Guest speaker Matt Alexander, Venture Director of Rippleworks (left), shares insights with Foster students.

Empowering climate risk analysts and entrepreneurs 

“We’re entering an era of compounding crises with extreme weather, biodiversity loss, and other environment shocks,” says Bruner. “Businesses, and business schools, must step up as part of the solution. We need to work together and across disciplines to leverage tools like those we’re developing at the Climate Risk Lab to build resiliency and drive sustainability.” 

Bruner’s work with his students prepares them for a growing number of roles that necessitate sustainable finance skills. And by doing hands-on work using a modeling tool, Bruner believes students can develop skills that will be relevant throughout their careers. 

“At Foster, we’re not just teaching concepts, but training students to develop innovative climate risk management and mitigation strategies.
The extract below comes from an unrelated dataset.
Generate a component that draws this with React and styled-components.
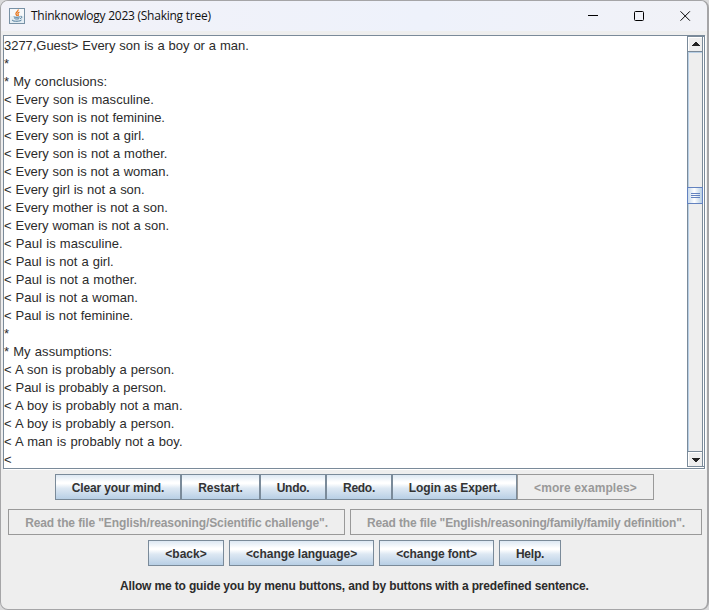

They will hit the ground running in their professional lives—and I’m confident they will drive positive change,” concludes Bruner.

Phillip Bruner and his sustainable finance class at the University of Washington
Phillip Bruner (sixth from right) often invites industry experts to share a broad range of insights into climate risk with his students.

About Phillip Bruner

Phillip Bruner is Professor of Sustainable Finance at the University of Washington Foster School of Business where he also serves as Executive Director of the Climate Risk Lab. He is a former renewable energy project developer, investor and climate tech entrepreneur, with over 15 years of experience working at the intersection of renewable energy and digital innovation. He is the former Founder & Rapporteur for the London-based Green Investment Forum, a private dinner club of executives from commercial banking, private equity, asset finance and venture capital working to accelerate capital deployment into renewable energy projects worldwide. His thought leadership has been featured in MIT Sloan, the FT, Reuters and the Johns Hopkins University Series on Sustainable Entrepreneurship, as well as for the IIED and Oxford Sustainable Security Research Group.